**Task statement:**
Transcribe every line exactly and omit anything that is a picture.

__________________________________________________

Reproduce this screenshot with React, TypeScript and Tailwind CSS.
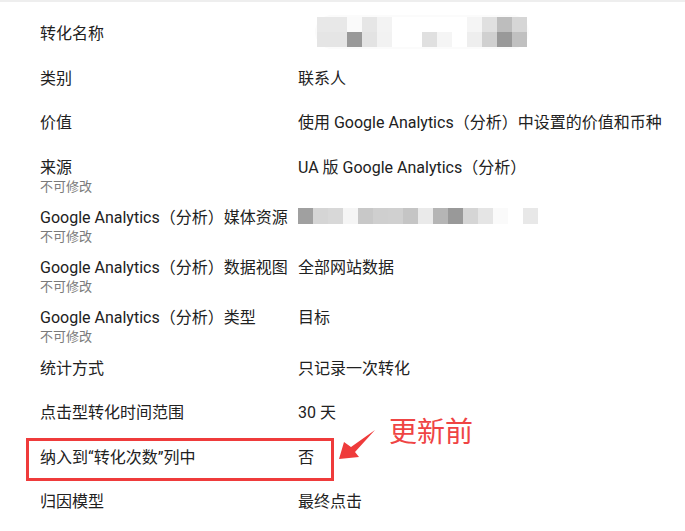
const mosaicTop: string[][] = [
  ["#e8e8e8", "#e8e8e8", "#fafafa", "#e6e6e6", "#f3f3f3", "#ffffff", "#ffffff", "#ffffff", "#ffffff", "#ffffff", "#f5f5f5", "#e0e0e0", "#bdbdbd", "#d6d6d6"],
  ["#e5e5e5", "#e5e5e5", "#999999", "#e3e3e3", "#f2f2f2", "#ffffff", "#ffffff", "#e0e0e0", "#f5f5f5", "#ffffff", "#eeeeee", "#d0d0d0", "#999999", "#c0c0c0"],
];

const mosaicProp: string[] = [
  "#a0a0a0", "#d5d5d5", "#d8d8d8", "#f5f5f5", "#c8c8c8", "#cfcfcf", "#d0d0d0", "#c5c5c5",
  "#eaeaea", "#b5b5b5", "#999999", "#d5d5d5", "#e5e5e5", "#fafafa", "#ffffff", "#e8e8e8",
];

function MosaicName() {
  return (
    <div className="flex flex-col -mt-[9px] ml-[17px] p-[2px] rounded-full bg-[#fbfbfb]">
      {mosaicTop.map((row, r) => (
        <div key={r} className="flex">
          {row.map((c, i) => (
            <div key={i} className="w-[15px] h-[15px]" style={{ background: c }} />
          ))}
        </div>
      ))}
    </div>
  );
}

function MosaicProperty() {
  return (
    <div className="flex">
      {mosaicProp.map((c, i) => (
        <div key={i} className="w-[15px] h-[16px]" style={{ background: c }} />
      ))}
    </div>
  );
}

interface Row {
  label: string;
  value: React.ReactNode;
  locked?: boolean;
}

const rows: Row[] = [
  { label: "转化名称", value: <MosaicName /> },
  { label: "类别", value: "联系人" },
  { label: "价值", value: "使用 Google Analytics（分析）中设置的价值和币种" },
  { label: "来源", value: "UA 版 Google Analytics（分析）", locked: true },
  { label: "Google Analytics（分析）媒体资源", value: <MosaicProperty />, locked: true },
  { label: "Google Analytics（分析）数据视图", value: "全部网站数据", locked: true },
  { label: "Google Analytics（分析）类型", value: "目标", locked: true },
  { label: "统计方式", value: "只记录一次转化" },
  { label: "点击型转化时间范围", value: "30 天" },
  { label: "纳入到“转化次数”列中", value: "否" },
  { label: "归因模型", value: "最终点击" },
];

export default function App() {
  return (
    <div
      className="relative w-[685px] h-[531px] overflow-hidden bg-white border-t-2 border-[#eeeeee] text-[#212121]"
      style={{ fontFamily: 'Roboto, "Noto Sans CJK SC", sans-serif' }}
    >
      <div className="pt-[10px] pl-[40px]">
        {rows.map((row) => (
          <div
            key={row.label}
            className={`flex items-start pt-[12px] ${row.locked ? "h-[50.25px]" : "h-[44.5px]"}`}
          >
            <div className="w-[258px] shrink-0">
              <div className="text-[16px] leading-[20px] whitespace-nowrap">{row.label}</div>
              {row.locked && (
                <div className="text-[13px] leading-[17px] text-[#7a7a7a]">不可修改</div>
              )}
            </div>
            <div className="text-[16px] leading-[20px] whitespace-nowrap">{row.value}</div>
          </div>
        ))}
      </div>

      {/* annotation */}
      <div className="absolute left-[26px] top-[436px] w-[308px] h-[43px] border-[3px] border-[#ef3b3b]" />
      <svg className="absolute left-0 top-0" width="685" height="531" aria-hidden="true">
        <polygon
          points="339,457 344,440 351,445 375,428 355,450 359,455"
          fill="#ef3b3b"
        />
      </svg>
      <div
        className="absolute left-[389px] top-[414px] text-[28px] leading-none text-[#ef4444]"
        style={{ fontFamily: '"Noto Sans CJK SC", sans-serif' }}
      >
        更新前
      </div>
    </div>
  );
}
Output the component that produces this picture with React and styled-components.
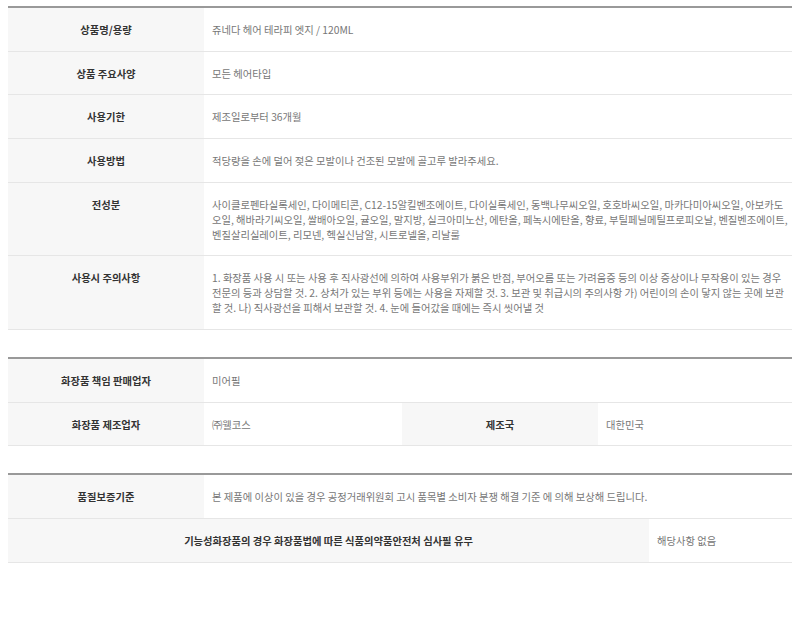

__________________________________________________

**Finished answer:**
Reproduce this screenshot with React, TypeScript and Tailwind CSS.
const mosaicTop: string[][] = [
  ["#e8e8e8", "#e8e8e8", "#fafafa", "#e6e6e6", "#f3f3f3", "#ffffff", "#ffffff", "#ffffff", "#ffffff", "#ffffff", "#f5f5f5", "#e0e0e0", "#bdbdbd", "#d6d6d6"],
  ["#e5e5e5", "#e5e5e5", "#999999", "#e3e3e3", "#f2f2f2", "#ffffff", "#ffffff", "#e0e0e0", "#f5f5f5", "#ffffff", "#eeeeee", "#d0d0d0", "#999999", "#c0c0c0"],
];

const mosaicProp: string[] = [
  "#a0a0a0", "#d5d5d5", "#d8d8d8", "#f5f5f5", "#c8c8c8", "#cfcfcf", "#d0d0d0", "#c5c5c5",
  "#eaeaea", "#b5b5b5", "#999999", "#d5d5d5", "#e5e5e5", "#fafafa", "#ffffff", "#e8e8e8",
];

function MosaicName() {
  return (
    <div className="flex flex-col -mt-[9px] ml-[17px] p-[2px] rounded-full bg-[#fbfbfb]">
      {mosaicTop.map((row, r) => (
        <div key={r} className="flex">
          {row.map((c, i) => (
            <div key={i} className="w-[15px] h-[15px]" style={{ background: c }} />
          ))}
        </div>
      ))}
    </div>
  );
}

function MosaicProperty() {
  return (
    <div className="flex">
      {mosaicProp.map((c, i) => (
        <div key={i} className="w-[15px] h-[16px]" style={{ background: c }} />
      ))}
    </div>
  );
}

interface Row {
  label: string;
  value: React.ReactNode;
  locked?: boolean;
}

const rows: Row[] = [
  { label: "转化名称", value: <MosaicName /> },
  { label: "类别", value: "联系人" },
  { label: "价值", value: "使用 Google Analytics（分析）中设置的价值和币种" },
  { label: "来源", value: "UA 版 Google Analytics（分析）", locked: true },
  { label: "Google Analytics（分析）媒体资源", value: <MosaicProperty />, locked: true },
  { label: "Google Analytics（分析）数据视图", value: "全部网站数据", locked: true },
  { label: "Google Analytics（分析）类型", value: "目标", locked: true },
  { label: "统计方式", value: "只记录一次转化" },
  { label: "点击型转化时间范围", value: "30 天" },
  { label: "纳入到“转化次数”列中", value: "否" },
  { label: "归因模型", value: "最终点击" },
];

export default function App() {
  return (
    <div
      className="relative w-[685px] h-[531px] overflow-hidden bg-white border-t-2 border-[#eeeeee] text-[#212121]"
      style={{ fontFamily: 'Roboto, "Noto Sans CJK SC", sans-serif' }}
    >
      <div className="pt-[10px] pl-[40px]">
        {rows.map((row) => (
          <div
            key={row.label}
            className={`flex items-start pt-[12px] ${row.locked ? "h-[50.25px]" : "h-[44.5px]"}`}
          >
            <div className="w-[258px] shrink-0">
              <div className="text-[16px] leading-[20px] whitespace-nowrap">{row.label}</div>
              {row.locked && (
                <div className="text-[13px] leading-[17px] text-[#7a7a7a]">不可修改</div>
              )}
            </div>
            <div className="text-[16px] leading-[20px] whitespace-nowrap">{row.value}</div>
          </div>
        ))}
      </div>

      {/* annotation */}
      <div className="absolute left-[26px] top-[436px] w-[308px] h-[43px] border-[3px] border-[#ef3b3b]" />
      <svg className="absolute left-0 top-0" width="685" height="531" aria-hidden="true">
        <polygon
          points="339,457 344,440 351,445 375,428 355,450 359,455"
          fill="#ef3b3b"
        />
      </svg>
      <div
        className="absolute left-[389px] top-[414px] text-[28px] leading-none text-[#ef4444]"
        style={{ fontFamily: '"Noto Sans CJK SC", sans-serif' }}
      >
        更新前
      </div>
    </div>
  );
}
Output the component that produces this picture with React and styled-components.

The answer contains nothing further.